■ **GIVEN INFORMATION**
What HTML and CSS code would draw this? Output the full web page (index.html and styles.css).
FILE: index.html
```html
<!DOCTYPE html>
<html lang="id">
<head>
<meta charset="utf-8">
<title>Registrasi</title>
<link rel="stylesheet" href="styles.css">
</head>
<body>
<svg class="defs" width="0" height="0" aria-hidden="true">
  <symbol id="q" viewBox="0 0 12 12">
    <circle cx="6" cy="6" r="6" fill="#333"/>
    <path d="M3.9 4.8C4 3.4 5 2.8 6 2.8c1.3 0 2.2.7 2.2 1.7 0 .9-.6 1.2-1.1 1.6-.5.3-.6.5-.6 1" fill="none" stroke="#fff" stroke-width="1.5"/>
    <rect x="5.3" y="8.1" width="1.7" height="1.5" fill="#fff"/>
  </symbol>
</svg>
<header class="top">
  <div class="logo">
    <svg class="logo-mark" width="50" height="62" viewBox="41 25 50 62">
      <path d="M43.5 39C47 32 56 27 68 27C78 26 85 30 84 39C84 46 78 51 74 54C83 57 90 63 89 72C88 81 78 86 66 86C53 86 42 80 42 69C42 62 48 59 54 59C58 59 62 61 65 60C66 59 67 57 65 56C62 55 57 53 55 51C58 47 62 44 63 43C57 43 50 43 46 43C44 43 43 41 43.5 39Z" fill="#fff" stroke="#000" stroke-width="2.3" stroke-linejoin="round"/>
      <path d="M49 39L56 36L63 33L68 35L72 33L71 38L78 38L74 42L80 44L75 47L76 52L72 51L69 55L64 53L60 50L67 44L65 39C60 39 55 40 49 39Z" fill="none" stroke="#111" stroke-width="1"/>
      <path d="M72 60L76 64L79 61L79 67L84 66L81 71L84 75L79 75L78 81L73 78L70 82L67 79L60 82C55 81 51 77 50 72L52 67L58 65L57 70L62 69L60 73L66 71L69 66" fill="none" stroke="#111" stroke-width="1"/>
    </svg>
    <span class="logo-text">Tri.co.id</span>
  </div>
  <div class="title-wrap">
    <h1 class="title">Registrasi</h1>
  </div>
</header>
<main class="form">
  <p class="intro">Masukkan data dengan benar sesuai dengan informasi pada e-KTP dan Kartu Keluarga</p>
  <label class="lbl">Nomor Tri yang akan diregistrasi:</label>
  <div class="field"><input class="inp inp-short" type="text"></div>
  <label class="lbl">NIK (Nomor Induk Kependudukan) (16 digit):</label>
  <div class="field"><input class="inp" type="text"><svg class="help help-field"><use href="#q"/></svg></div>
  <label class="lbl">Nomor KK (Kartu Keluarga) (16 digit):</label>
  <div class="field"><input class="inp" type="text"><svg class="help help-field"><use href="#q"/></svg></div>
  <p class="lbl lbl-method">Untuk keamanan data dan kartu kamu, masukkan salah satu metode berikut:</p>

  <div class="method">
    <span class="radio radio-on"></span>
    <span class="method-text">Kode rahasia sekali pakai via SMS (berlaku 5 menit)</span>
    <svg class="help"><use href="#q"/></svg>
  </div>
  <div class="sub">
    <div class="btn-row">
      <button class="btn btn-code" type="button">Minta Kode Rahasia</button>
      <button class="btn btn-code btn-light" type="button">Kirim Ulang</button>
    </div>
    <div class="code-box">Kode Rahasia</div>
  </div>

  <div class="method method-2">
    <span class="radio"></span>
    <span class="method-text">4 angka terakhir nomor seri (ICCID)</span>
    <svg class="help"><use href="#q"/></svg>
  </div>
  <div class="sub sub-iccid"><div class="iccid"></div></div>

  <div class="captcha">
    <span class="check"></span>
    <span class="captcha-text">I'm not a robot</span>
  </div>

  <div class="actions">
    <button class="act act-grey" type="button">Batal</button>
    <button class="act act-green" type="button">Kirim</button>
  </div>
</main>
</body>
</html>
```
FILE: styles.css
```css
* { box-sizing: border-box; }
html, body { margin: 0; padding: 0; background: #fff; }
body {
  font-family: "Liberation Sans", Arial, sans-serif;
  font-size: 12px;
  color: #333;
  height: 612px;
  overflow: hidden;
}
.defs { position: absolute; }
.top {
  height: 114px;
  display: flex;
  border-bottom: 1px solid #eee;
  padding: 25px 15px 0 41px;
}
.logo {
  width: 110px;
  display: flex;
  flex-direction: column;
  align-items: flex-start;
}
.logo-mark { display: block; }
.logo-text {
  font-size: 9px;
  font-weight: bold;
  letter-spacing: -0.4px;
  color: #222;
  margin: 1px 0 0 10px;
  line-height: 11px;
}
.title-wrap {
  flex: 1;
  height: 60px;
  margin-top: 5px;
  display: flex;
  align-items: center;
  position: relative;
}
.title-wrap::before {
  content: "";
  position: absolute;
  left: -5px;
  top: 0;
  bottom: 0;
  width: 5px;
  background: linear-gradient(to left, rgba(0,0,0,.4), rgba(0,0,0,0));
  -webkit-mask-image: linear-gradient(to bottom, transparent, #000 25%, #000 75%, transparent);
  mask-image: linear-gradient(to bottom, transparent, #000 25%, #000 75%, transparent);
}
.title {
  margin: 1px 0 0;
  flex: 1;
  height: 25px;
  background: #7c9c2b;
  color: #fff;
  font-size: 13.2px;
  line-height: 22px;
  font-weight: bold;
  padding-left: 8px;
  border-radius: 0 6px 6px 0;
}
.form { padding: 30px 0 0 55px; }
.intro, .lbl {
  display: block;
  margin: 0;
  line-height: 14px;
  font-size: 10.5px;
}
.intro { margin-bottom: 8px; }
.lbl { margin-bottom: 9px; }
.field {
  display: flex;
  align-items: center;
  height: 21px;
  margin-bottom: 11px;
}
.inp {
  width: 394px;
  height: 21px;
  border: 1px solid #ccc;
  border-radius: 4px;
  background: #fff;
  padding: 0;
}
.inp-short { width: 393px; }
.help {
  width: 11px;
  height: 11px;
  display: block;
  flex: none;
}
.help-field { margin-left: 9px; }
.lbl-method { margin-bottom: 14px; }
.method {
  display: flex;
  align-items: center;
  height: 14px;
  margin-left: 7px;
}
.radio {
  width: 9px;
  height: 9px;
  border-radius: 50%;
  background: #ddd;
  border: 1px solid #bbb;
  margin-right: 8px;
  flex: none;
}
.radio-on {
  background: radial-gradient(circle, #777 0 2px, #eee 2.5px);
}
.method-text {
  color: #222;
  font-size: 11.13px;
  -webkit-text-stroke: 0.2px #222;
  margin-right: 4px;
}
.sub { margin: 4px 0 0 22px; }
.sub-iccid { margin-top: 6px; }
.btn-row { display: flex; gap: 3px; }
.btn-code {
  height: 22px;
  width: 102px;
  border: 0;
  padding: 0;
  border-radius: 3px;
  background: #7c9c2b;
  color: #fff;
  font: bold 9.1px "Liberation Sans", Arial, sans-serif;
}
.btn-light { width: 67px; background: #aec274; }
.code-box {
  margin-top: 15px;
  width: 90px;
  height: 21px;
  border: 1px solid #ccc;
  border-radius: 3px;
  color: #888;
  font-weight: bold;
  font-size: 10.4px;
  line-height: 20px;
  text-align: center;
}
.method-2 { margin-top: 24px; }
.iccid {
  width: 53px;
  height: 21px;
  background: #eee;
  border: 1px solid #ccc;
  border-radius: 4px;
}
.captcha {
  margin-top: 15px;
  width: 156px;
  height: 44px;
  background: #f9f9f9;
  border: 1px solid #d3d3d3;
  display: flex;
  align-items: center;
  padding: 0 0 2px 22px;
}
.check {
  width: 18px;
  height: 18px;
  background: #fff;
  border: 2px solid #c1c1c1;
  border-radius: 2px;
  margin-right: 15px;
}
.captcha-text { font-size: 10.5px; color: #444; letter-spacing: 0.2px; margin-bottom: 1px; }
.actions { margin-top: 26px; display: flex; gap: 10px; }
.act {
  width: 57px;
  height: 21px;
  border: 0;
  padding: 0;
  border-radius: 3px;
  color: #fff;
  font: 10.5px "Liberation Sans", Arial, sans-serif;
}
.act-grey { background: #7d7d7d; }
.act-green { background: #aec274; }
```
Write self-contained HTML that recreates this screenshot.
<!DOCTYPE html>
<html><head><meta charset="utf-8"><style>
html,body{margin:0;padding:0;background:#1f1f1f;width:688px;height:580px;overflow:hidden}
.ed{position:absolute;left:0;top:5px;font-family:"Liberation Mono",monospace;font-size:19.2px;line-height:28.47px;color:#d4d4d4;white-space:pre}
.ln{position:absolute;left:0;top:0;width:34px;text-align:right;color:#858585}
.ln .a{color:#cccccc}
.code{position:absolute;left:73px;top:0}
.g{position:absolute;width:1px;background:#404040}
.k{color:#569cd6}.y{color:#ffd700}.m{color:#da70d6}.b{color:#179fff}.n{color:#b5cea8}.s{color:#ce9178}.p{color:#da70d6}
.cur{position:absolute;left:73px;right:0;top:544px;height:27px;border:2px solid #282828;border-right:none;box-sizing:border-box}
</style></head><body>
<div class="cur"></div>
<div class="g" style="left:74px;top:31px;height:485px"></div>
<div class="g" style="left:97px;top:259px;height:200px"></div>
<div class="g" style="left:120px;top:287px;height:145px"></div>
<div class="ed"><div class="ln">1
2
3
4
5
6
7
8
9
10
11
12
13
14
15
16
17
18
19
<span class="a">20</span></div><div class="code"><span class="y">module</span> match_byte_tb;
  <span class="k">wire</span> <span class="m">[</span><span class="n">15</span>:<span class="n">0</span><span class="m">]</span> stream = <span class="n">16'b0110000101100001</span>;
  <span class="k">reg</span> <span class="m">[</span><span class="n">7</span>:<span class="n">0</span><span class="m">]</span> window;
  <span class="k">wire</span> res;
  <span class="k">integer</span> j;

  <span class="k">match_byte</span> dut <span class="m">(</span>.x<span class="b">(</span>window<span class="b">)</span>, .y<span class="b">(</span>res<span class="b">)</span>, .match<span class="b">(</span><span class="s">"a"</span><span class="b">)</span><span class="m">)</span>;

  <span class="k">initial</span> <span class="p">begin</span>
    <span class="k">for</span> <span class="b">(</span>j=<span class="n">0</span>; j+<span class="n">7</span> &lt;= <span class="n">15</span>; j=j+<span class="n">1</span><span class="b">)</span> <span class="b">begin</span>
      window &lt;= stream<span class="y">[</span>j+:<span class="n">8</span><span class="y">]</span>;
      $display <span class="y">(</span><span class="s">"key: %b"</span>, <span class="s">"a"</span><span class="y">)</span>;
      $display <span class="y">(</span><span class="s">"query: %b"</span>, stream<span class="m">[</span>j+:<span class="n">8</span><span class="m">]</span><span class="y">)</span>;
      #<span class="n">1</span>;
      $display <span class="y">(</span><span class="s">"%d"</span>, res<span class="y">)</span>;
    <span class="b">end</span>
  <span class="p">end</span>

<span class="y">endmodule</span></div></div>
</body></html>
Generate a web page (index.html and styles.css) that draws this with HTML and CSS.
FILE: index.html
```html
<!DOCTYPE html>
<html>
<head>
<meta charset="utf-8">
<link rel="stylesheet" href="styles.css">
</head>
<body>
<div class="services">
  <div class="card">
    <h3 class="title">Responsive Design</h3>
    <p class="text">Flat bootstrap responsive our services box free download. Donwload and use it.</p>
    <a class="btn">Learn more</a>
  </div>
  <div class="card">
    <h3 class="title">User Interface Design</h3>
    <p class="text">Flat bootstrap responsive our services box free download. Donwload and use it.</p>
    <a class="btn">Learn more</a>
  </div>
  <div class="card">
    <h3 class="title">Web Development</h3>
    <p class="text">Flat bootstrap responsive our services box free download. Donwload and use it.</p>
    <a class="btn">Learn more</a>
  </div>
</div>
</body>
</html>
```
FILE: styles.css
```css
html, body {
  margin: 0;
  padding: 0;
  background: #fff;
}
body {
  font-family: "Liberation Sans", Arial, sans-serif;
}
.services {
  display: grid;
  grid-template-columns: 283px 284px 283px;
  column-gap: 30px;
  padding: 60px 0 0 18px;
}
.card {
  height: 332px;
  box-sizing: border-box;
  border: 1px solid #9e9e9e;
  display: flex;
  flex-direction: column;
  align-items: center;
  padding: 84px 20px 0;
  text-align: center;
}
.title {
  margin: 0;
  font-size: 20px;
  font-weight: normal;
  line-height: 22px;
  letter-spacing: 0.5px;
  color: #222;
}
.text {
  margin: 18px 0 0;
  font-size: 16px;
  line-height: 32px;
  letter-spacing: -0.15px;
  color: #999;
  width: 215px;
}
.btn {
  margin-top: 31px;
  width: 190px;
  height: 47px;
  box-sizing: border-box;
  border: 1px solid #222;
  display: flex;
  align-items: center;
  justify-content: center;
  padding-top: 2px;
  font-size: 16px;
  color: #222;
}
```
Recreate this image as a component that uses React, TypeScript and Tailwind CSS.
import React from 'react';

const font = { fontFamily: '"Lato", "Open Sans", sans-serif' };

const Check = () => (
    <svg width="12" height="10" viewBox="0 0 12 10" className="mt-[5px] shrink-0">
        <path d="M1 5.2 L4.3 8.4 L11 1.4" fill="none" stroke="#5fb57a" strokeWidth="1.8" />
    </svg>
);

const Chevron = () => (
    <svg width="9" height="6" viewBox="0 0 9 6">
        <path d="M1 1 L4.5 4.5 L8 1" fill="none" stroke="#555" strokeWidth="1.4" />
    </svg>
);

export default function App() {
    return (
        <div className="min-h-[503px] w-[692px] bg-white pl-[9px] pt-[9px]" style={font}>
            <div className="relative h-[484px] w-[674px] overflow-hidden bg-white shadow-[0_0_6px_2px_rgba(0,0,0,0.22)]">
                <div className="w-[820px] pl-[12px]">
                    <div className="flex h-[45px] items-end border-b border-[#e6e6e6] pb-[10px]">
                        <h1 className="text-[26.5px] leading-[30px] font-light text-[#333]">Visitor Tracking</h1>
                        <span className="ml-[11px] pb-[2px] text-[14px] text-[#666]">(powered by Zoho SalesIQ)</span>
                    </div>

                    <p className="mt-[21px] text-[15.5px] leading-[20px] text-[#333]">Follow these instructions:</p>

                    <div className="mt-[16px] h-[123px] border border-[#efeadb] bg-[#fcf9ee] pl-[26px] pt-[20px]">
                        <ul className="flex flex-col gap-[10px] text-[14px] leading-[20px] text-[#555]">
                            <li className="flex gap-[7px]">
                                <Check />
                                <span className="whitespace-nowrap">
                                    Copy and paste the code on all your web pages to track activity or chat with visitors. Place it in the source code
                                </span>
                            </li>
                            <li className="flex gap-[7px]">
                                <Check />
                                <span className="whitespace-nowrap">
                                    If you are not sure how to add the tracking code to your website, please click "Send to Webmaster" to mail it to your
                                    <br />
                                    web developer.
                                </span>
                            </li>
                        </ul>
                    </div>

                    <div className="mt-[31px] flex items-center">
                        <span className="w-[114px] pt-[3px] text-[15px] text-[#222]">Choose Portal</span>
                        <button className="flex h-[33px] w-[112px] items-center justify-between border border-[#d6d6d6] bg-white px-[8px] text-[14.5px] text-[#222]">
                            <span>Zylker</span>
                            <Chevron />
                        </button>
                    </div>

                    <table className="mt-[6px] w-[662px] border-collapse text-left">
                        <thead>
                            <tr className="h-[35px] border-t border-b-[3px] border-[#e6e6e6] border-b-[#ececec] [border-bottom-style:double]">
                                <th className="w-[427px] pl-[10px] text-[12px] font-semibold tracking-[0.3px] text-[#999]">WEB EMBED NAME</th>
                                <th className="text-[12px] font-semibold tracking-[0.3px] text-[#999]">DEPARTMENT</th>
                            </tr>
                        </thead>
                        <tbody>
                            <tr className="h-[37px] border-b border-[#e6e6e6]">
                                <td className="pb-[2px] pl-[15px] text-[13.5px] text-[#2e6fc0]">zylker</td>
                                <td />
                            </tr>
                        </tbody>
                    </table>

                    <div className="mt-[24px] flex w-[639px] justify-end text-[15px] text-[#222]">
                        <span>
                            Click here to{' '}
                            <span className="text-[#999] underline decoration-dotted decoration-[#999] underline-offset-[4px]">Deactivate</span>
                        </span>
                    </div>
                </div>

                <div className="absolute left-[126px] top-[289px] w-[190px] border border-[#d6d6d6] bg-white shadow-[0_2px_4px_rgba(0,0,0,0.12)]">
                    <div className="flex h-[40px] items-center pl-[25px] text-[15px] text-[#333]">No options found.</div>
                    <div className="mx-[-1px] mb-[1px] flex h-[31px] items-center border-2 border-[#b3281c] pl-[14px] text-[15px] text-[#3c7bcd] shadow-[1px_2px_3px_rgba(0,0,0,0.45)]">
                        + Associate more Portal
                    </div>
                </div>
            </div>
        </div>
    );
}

■ **PROBLEM DESCRIPTION**
Lines containing the string "image" are to be selected and copied.

■ **EXERCISE OUTPUT**
  -webkit-mask-image: linear-gradient(to bottom, transparent, #000 25%, #000 75%, transparent);
  mask-image: linear-gradient(to bottom, transparent, #000 25%, #000 75%, transparent);
Recreate this image as a component that uses React, TypeScript and Tailwind CSS.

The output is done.